Can plants grow without soil? Yes! Indoor plants love soilless potting mixes. If you’re new to container gardening or want to know why you keep seeing “soilless mix” on bags of potting “soil,” we’ve got the dirt on this strange mixture.

What is soilless potting mix?

A soilless potting mix contains primarily organic materials that provide a home in which your plant roots can grow and receive nutrients. The end result? You end up with a healthy, strong plant.

“Organic materials?” you may ask. “I thought soil was an organic material?” Actually, organic materials come from living things, while inorganic materials usually come from the ground (like rocks) and do not consist of plant or animal (living) materials. 

Therefore, soil is primarily inorganic because it is composed of about 90% inorganic materials, such as silt, clay, sand, and gravel. The other 10% or so is organic material, usually in the form of decomposed matter like leaves, feces, and other plant debris. Conversely, soilless potting mixes are primarily composed of organic matter with a few inorganic components, namely perlite or vermiculite.

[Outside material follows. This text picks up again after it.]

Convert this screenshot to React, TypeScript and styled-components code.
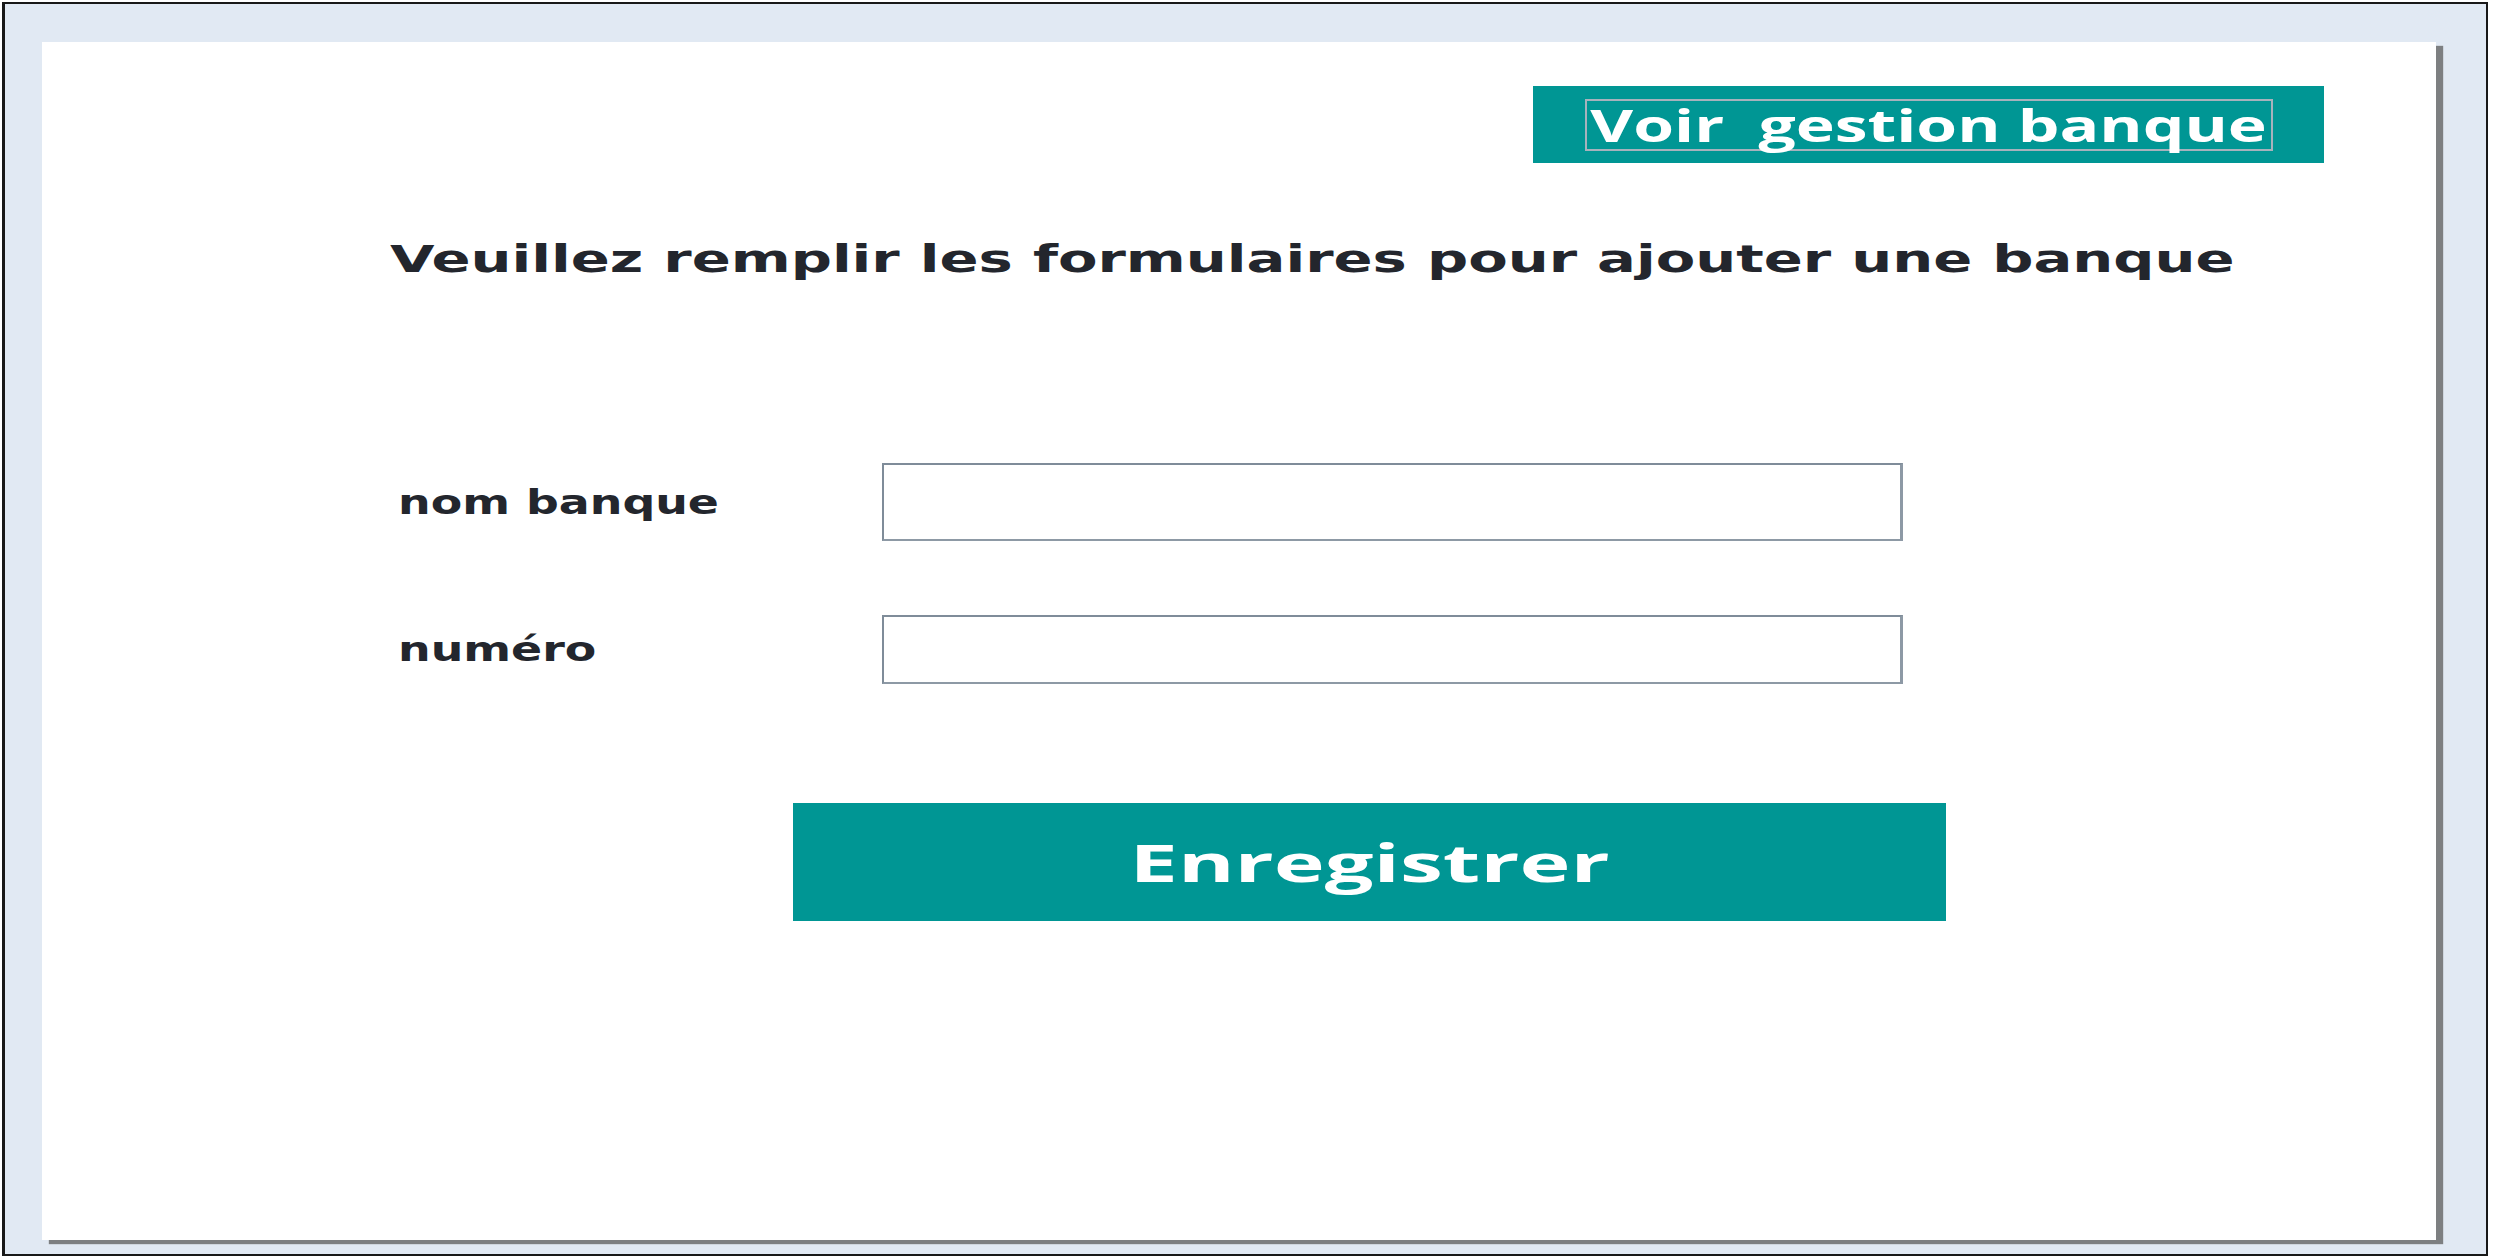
import styled, { createGlobalStyle } from 'styled-components';

const GlobalStyle = createGlobalStyle`
  html, body {
    margin: 0;
    padding: 0;
    background: #ffffff;
  }
  body {
    font-family: 'DejaVu Sans', Verdana, sans-serif;
  }
`;

const TEAL = '#009694';

const Screen = styled.div`
  width: 2493px;
  height: 1260px;
  box-sizing: border-box;
  padding: 2px 5px 4px 2px;
`;

const Frame = styled.div`
  width: 100%;
  height: 100%;
  box-sizing: border-box;
  border: 2px solid #181818;
  border-left-width: 3px;
  background: #e1e9f3;
  padding: 38px 0 0 37px;
`;

const Panel = styled.div`
  width: 2394px;
  height: 1198px;
  box-sizing: border-box;
  background: #ffffff;
  box-shadow: 7px 4px 1px rgba(100, 100, 100, 0.8);
  padding: 44px 112px 0 0;
  display: flex;
  flex-direction: column;
`;

const TopBar = styled.div`
  display: flex;
  justify-content: flex-end;
`;

const TealButton = styled.button<{ $w: number; $h: number }>`
  width: ${(p) => p.$w}px;
  height: ${(p) => p.$h}px;
  background: ${TEAL};
  border: none;
  padding: 0;
  display: flex;
  align-items: center;
  justify-content: center;
  color: #ffffff;
  font-family: 'Open Sans', 'Noto Sans', sans-serif;
  font-weight: 700;
  cursor: pointer;
`;

const FocusBox = styled.span`
  width: 688px;
  height: 52px;
  box-sizing: border-box;
  border: 2px solid #a7b2bc;
  display: flex;
  align-items: center;
  justify-content: center;
`;

const Stretch = styled.span<{ $sx: number; $origin?: string; $size: number }>`
  display: inline-block;
  white-space: pre;
  font-size: ${(p) => p.$size}px;
  line-height: 1;
  transform: scaleX(${(p) => p.$sx});
  transform-origin: ${(p) => p.$origin || 'left'} center;
`;

const Heading = styled.h1`
  margin: 76px 0 0 348px;
  font-size: 37px;
  line-height: 42px;
  font-weight: 700;
  color: #23262d;
  white-space: nowrap;
`;

const Form = styled.div`
  margin: 182px 0 0 356px;
  display: grid;
  grid-template-columns: 484px 1021px;
  row-gap: 74px;
  align-items: center;
`;

const Label = styled.label`
  font-weight: 700;
  color: #23262d;
  white-space: nowrap;
`;

const Field = styled.input<{ $h: number }>`
  width: 1021px;
  height: ${(p) => p.$h}px;
  box-sizing: border-box;
  border: 2px solid #8d99a5;
  border-top-color: #7f8c99;
  border-left-color: #7f8c99;
  border-right-width: 3px;
  background: #ffffff;
  outline: none;
  padding: 0 10px;
  font-size: 28px;
`;

const SaveRow = styled.div`
  margin: 119px 0 0 751px;
`;

export default function App() {
  return (
    <>
      <GlobalStyle />
      <Screen>
        <Frame>
          <Panel>
            <TopBar>
              <TealButton $w={791} $h={77}>
                <FocusBox>
                  <Stretch $size={44} $sx={1.5} $origin="center">
                    Voir  gestion banque
                  </Stretch>
                </FocusBox>
              </TealButton>
            </TopBar>
            <Heading>
              <Stretch $size={37} $sx={1.556}>
                Veuillez remplir les formulaires pour ajouter une banque
              </Stretch>
            </Heading>
            <Form>
              <Label htmlFor="nom">
                <Stretch $size={33} $sx={1.39}>nom banque</Stretch>
              </Label>
              <Field id="nom" $h={78} />
              <Label htmlFor="numero">
                <Stretch $size={33} $sx={1.39}>numéro</Stretch>
              </Label>
              <Field id="numero" $h={69} />
            </Form>
            <SaveRow>
              <TealButton $w={1153} $h={118}>
                <Stretch $size={52} $sx={1.66} $origin="center">
                  Enregistrer
                </Stretch>
              </TealButton>
            </SaveRow>
          </Panel>
        </Frame>
      </Screen>
    </>
  );
}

As you can see, a soilless potting mix will be quite different from the soil outside your front door.

Here’s a quick breakdown of ingredients you may see in store-bought soilless potting media:

Soilless Mixes

Peat moss
✓ Coconut coir (AKA coco peat)
✓ Vermiculite
✓ Perlite
✓ Synthetic fertilizer
✓ Natural fertilizer (such as worm castings)
✓ Wetting agents (to help the peat moss absorb water)

Ingredient List

Whether you’re new to gardening or have been planting for years, you may not know exactly where these components come from. Here’s the inside story on the ingredient list for your favorite soilless potting mix:

Peat moss: Peat moss is a natural product that is extracted from peat bogs (usually from Canada). It holds moisture well but also repels water (hydrophobic). Experts recommend wetting this material on its own before you add in other elements of your mix. (Some peat moss comes with a wetting agent to help it absorb water more easily.) Peat moss is used to make the soilless mix lighter in weight or to increase its water retention ability.

Coco coir: Also called coco peat, coco coir is made from the outer hulls of coconuts (coconut husks). It is usually sold compressed in a “brick” form that you rehydrate in water before adding to your mix. It is often used as a replacement for peat moss in soilless mixes. It holds water and aerates the soil at the same time. Some say it’s more environmentally friendly than peat moss.  

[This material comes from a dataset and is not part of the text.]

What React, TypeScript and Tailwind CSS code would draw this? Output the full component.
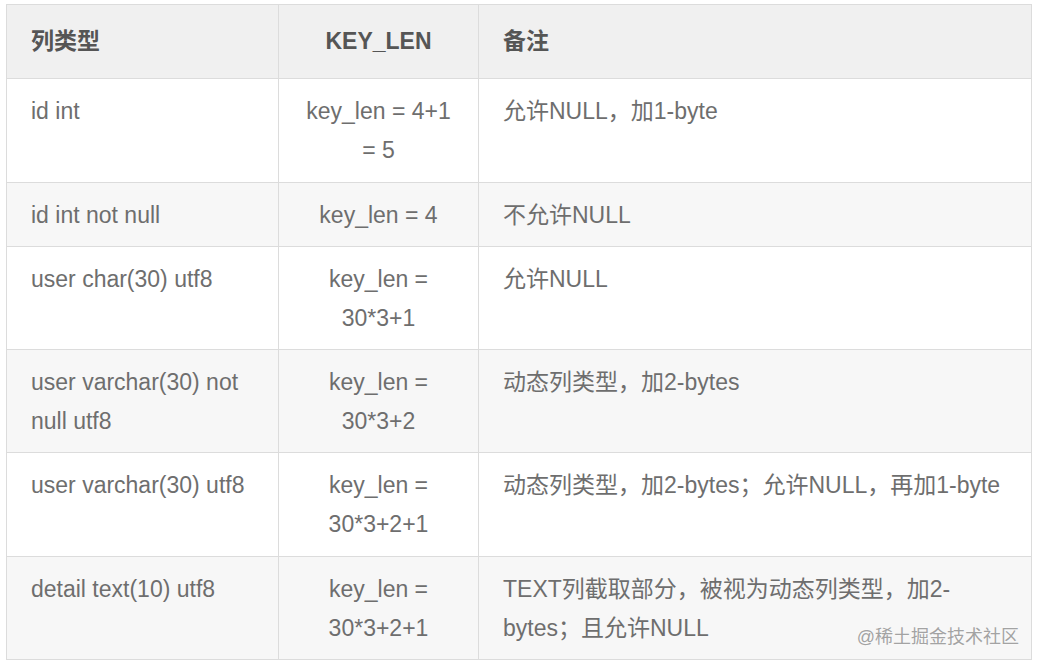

Bark: A by-product of the forest industry, bark adds aeration to soilless mixes. If you buy (or make) a soilless mix specifically for orchids, you’ll notice that it includes more bark than standard soilless mixes to provide the extra aeration orchids require. Large pieces of bark increase aeration but decrease water retention.

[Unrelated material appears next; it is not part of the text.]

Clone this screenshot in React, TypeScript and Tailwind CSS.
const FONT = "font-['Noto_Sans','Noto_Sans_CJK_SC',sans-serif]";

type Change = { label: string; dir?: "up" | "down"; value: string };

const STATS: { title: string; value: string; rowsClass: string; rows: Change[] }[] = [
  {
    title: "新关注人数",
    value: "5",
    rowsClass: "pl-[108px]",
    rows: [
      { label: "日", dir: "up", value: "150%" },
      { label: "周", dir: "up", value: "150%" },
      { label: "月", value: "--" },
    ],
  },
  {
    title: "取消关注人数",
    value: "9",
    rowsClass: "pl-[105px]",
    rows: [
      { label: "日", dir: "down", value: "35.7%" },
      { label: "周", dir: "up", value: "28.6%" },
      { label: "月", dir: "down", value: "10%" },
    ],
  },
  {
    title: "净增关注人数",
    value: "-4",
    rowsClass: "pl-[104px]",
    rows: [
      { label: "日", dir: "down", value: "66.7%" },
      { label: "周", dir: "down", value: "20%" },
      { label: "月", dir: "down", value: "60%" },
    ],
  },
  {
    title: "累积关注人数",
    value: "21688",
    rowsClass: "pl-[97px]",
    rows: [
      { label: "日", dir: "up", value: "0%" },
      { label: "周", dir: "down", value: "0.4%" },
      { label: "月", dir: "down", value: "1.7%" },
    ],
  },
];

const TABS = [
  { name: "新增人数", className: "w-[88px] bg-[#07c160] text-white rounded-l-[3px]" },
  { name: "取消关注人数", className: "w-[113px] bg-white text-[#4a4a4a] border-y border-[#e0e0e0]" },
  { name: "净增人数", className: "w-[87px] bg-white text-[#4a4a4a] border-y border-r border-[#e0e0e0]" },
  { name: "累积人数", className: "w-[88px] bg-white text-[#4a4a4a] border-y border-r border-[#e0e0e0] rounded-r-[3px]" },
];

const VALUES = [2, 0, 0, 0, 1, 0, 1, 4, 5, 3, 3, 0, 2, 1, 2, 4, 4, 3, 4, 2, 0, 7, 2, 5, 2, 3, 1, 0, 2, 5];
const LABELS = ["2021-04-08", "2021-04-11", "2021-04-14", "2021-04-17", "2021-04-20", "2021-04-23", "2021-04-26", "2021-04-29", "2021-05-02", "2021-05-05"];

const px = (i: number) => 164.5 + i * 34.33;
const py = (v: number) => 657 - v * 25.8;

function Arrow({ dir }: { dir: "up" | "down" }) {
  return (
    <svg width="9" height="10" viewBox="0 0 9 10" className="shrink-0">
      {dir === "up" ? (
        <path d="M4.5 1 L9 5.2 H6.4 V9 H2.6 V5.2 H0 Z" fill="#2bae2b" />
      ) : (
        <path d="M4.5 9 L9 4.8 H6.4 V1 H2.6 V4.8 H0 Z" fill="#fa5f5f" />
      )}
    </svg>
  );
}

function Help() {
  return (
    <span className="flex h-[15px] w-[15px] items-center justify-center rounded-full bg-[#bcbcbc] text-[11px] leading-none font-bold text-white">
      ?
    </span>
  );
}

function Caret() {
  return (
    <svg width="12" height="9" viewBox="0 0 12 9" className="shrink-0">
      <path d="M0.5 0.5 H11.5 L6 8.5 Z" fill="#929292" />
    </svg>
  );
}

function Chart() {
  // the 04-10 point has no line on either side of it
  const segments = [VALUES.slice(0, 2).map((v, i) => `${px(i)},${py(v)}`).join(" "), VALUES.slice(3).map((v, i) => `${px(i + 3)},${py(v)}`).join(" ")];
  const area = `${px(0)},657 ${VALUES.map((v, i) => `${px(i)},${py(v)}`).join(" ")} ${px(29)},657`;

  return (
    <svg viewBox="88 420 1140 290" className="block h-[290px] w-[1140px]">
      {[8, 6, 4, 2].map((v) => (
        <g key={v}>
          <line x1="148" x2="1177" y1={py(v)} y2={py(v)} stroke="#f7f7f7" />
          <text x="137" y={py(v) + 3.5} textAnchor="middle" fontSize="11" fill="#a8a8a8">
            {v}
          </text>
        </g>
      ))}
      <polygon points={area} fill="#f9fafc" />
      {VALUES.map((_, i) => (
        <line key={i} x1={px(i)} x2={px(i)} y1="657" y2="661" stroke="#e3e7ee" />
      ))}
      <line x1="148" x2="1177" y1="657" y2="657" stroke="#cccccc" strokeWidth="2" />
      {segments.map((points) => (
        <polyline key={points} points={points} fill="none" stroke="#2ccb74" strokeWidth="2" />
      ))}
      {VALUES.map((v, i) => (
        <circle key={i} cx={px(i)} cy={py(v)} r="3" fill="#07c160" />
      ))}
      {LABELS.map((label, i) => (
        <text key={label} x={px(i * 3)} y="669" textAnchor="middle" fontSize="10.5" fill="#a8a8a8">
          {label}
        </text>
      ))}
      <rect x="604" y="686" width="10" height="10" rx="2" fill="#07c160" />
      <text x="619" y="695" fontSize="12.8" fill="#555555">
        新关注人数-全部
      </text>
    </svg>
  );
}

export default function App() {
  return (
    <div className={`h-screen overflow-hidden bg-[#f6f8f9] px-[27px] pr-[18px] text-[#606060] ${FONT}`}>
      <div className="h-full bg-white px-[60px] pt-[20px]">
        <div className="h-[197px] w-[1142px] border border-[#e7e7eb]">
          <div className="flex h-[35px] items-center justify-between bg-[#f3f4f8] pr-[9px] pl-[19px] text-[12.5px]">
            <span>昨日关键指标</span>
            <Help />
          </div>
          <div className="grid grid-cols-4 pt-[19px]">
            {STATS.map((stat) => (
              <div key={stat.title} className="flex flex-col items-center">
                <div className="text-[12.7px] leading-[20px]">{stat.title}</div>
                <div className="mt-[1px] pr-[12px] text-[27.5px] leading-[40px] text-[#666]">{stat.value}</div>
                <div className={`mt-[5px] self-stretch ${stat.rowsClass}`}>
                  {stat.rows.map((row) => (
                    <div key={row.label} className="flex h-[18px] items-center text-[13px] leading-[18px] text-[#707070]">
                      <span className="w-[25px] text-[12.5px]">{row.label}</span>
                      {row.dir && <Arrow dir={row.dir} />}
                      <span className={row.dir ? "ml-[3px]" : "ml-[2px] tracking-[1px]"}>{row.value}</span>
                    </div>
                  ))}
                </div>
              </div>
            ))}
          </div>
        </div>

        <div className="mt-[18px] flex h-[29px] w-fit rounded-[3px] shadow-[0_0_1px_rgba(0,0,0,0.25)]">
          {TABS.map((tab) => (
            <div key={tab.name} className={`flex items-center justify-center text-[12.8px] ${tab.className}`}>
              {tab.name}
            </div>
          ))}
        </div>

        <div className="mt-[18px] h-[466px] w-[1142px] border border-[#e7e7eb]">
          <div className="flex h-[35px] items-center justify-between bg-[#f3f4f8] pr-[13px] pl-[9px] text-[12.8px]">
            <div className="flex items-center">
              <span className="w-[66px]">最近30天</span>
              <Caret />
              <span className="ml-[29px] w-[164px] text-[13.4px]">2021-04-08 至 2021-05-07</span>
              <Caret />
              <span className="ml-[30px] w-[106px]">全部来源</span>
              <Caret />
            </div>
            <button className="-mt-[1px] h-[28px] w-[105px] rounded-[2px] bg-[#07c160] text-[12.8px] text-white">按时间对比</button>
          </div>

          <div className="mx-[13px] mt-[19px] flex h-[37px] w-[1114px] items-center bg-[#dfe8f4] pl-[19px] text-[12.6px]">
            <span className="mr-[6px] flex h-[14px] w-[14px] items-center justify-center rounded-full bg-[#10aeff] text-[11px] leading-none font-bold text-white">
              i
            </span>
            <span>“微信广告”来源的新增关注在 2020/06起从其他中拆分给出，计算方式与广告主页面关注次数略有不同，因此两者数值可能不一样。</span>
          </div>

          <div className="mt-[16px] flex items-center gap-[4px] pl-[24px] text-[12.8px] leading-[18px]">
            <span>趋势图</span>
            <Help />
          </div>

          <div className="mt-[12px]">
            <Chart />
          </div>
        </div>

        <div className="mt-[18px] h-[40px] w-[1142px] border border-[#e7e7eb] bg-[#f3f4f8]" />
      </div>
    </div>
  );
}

Vermiculite: Vermiculite is a silicate mineral that is related to mica. When heated, it expands into an accordion shape and can hold air, water, and nutrients in between these layers.

Perlite: When you see perlite, think “pop rocks” (like the candy), because that is essentially what perlite is. Perlite is formed when volcanic rock is ground and heated to a high temperature. The result is that it expands from four to 20 times its original size. Perlite helps the mix to drain well and helps air to circulate throughout.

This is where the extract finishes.